▶ Problem details: Output a single figure: the number of lines in which the word "React" appears.
------ Stored data ------
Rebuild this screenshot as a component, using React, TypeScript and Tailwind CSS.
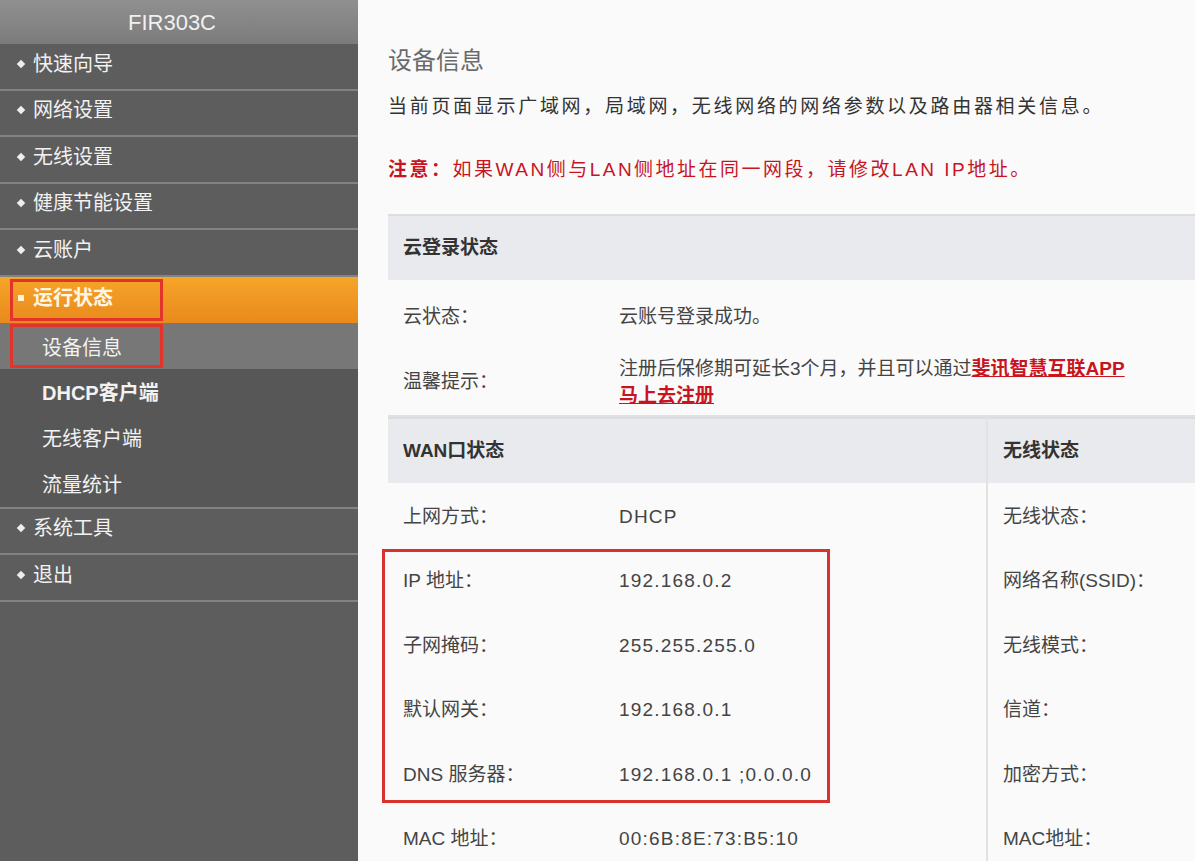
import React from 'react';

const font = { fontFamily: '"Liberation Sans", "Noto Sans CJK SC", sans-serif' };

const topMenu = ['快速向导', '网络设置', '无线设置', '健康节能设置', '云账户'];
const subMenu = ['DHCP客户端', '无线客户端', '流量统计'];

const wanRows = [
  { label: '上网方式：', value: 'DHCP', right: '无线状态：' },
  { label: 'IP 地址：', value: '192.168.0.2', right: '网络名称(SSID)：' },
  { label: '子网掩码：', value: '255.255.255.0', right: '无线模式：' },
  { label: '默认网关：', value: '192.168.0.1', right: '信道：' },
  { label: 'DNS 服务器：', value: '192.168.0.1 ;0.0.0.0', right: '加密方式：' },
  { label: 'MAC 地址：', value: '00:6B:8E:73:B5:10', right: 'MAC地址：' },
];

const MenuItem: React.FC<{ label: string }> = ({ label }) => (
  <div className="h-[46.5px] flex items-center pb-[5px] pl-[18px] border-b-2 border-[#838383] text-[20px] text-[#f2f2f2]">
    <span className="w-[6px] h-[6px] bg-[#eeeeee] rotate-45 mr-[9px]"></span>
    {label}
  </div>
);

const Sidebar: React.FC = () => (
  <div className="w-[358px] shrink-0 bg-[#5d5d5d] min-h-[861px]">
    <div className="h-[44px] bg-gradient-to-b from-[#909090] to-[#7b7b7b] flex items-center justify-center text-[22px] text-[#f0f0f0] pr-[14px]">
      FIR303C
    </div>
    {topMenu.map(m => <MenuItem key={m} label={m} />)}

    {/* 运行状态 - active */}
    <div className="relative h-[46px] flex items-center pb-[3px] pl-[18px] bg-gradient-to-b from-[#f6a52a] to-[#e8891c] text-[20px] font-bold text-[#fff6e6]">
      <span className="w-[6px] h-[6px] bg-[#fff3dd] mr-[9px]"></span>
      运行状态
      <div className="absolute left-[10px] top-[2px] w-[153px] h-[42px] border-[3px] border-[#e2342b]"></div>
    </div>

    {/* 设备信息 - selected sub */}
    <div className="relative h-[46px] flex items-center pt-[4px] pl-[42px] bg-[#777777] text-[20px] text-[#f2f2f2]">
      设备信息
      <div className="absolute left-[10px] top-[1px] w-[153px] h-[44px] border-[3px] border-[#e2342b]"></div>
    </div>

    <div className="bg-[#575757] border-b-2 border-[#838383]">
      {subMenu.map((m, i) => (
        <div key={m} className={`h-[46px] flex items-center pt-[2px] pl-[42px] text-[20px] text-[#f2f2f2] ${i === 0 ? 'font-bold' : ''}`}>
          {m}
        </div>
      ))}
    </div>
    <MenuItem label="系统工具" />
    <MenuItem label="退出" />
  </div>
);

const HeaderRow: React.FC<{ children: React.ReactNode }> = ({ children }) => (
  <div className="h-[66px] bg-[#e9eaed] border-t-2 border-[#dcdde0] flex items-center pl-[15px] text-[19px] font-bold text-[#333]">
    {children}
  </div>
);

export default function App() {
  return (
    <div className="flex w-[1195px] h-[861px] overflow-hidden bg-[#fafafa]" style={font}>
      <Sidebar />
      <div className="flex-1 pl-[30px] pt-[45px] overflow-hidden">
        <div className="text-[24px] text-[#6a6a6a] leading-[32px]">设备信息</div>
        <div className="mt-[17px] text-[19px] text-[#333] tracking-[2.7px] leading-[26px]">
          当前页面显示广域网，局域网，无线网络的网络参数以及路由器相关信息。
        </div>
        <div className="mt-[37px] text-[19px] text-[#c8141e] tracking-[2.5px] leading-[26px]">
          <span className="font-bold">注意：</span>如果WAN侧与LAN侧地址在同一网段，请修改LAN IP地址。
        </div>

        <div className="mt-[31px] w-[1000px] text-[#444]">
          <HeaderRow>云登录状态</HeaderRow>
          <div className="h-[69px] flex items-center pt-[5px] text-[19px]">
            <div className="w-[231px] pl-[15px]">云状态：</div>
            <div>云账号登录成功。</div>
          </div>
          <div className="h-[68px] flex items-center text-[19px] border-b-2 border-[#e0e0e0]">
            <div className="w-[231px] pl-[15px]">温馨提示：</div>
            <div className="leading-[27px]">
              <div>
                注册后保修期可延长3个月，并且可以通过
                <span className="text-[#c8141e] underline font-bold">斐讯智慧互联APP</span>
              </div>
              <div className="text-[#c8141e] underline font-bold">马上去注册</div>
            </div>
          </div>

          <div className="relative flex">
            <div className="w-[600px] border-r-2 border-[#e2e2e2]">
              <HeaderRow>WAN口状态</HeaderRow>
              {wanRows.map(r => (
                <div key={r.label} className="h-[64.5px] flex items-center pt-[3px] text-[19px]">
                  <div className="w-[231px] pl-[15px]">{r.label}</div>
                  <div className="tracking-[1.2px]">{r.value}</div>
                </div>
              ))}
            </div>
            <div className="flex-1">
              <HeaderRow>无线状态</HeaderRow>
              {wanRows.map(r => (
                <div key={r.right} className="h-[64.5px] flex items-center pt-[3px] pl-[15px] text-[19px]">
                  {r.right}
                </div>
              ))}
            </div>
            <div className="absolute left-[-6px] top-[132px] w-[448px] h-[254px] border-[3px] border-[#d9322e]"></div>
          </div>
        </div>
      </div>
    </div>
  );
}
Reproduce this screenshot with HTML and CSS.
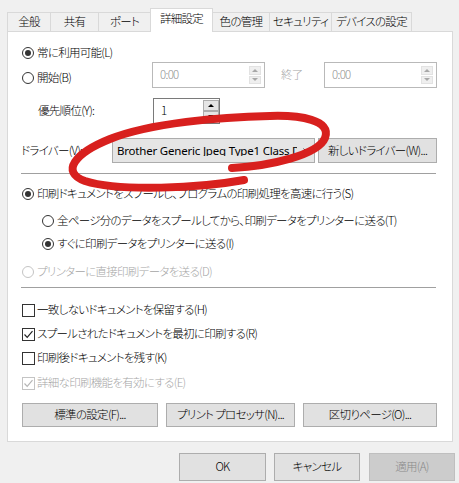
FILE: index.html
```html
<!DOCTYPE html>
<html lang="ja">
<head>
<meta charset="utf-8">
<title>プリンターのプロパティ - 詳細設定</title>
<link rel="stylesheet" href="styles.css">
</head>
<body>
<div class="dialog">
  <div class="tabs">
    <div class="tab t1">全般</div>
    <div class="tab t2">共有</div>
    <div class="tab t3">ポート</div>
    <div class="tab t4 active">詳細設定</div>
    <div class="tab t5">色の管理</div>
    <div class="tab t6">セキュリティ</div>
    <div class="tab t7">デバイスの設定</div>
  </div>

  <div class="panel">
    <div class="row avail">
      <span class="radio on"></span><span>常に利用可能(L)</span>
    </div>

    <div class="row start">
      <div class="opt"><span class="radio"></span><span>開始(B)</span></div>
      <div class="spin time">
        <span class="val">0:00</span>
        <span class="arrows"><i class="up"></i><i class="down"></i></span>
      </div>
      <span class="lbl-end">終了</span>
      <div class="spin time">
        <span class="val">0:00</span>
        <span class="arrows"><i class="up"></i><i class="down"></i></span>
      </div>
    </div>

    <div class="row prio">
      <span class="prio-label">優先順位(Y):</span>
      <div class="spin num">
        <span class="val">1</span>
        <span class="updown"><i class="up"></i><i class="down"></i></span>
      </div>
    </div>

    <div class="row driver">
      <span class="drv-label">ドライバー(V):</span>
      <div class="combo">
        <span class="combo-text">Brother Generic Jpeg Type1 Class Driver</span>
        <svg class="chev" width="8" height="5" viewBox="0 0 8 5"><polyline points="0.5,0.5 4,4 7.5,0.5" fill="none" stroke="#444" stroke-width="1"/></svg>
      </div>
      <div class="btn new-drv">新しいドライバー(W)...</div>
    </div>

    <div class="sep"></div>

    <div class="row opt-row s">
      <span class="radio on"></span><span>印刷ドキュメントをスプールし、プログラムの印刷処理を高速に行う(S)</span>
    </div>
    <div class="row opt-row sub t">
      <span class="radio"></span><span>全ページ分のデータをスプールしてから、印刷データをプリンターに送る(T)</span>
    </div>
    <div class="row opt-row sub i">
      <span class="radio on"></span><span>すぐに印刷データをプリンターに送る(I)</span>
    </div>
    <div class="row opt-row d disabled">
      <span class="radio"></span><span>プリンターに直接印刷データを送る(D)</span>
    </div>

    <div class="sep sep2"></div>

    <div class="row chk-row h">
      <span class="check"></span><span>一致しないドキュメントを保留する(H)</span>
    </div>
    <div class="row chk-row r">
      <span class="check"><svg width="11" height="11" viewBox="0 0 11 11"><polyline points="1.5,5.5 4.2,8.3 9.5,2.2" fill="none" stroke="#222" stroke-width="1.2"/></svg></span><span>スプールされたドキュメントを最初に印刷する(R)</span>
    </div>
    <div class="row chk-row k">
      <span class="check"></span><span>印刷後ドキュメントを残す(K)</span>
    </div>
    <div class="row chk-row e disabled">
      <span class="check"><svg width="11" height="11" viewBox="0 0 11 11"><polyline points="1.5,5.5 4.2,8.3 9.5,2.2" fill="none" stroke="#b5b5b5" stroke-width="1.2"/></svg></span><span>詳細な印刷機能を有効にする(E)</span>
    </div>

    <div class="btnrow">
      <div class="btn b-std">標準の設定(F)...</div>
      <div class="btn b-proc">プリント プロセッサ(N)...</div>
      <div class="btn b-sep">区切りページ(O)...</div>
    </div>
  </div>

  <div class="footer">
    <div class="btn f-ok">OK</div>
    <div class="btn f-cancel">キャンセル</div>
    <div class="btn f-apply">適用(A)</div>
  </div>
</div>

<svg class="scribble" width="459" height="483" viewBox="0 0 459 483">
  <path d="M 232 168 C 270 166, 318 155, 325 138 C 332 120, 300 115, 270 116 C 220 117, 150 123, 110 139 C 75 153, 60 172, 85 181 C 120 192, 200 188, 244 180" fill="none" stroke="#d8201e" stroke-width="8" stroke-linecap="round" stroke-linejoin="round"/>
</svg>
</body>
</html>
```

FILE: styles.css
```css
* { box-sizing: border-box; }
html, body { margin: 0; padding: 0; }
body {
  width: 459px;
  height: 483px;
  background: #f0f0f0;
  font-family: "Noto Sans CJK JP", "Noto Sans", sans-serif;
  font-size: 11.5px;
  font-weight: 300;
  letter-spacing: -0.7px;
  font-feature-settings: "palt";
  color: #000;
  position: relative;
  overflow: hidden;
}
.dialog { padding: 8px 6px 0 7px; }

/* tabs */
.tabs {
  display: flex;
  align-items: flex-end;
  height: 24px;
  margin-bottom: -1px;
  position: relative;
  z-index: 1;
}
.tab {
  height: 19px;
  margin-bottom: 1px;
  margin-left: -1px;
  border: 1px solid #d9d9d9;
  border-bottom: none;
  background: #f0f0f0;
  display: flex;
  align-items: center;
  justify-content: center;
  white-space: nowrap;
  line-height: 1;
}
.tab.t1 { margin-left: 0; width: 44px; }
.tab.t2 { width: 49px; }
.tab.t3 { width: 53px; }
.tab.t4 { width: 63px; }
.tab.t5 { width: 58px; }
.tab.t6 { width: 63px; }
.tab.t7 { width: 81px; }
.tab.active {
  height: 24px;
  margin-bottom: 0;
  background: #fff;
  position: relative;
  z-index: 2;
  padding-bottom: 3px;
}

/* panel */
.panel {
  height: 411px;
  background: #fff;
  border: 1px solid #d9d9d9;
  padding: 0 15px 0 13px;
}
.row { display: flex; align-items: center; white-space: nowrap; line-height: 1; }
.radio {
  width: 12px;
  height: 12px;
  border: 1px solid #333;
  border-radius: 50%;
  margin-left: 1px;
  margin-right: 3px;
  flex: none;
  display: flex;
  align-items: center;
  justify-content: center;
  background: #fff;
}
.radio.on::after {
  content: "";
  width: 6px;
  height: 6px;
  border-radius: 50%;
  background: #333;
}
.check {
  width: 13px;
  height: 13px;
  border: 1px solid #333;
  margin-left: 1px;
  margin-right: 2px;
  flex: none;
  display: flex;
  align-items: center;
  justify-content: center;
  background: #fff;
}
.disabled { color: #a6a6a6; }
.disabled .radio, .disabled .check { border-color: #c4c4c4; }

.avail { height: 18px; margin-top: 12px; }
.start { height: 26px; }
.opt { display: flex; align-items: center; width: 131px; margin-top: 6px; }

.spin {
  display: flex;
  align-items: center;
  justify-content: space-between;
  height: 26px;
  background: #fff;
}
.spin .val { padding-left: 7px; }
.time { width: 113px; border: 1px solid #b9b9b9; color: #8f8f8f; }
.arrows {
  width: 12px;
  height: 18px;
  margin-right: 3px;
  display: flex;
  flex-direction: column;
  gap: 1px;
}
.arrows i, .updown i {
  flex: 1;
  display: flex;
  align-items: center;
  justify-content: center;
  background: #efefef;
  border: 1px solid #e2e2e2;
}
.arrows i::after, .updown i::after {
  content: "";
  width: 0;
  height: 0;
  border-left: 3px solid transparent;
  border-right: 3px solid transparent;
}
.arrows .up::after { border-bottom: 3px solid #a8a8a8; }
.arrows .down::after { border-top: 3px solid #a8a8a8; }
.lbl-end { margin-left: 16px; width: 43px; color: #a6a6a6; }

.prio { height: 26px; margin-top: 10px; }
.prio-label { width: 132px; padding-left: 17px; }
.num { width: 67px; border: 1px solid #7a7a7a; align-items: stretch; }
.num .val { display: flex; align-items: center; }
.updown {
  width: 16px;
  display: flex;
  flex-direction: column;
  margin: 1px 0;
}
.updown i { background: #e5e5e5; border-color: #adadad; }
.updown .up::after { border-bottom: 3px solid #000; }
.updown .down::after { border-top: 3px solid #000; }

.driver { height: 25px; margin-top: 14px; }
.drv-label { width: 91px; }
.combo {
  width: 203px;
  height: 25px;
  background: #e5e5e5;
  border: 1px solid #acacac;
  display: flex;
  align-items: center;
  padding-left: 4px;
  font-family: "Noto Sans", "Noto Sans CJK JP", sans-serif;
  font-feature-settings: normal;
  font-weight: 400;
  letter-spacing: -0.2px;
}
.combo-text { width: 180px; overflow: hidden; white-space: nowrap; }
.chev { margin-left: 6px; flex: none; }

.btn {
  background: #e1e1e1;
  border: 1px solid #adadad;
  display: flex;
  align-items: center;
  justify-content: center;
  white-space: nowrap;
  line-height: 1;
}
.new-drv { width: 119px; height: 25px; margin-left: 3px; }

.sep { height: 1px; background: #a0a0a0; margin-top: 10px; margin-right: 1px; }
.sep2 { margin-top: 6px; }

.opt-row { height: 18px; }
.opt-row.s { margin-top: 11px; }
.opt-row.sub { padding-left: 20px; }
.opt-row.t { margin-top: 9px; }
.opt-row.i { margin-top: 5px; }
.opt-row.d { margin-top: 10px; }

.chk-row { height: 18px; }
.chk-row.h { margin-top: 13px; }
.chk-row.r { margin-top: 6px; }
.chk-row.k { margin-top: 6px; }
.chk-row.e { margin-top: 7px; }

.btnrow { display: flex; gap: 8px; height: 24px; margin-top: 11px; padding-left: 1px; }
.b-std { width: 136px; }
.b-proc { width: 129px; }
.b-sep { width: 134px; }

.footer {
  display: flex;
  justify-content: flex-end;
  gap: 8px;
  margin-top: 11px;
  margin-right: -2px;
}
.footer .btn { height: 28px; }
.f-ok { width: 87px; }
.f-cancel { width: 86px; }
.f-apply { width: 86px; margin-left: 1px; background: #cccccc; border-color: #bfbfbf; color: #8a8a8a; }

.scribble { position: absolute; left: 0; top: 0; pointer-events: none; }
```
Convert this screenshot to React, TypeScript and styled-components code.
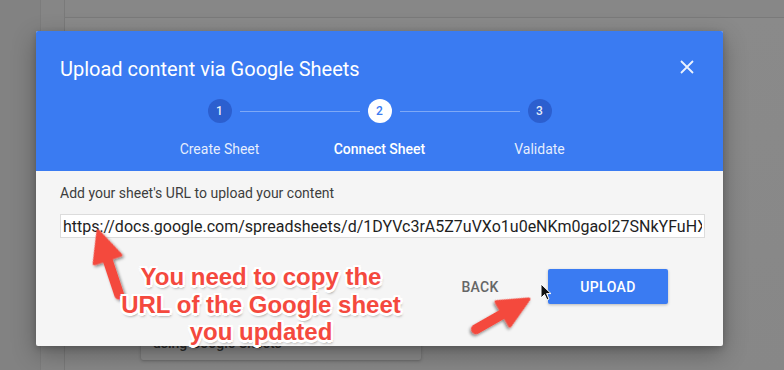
------
▶ Final result: 6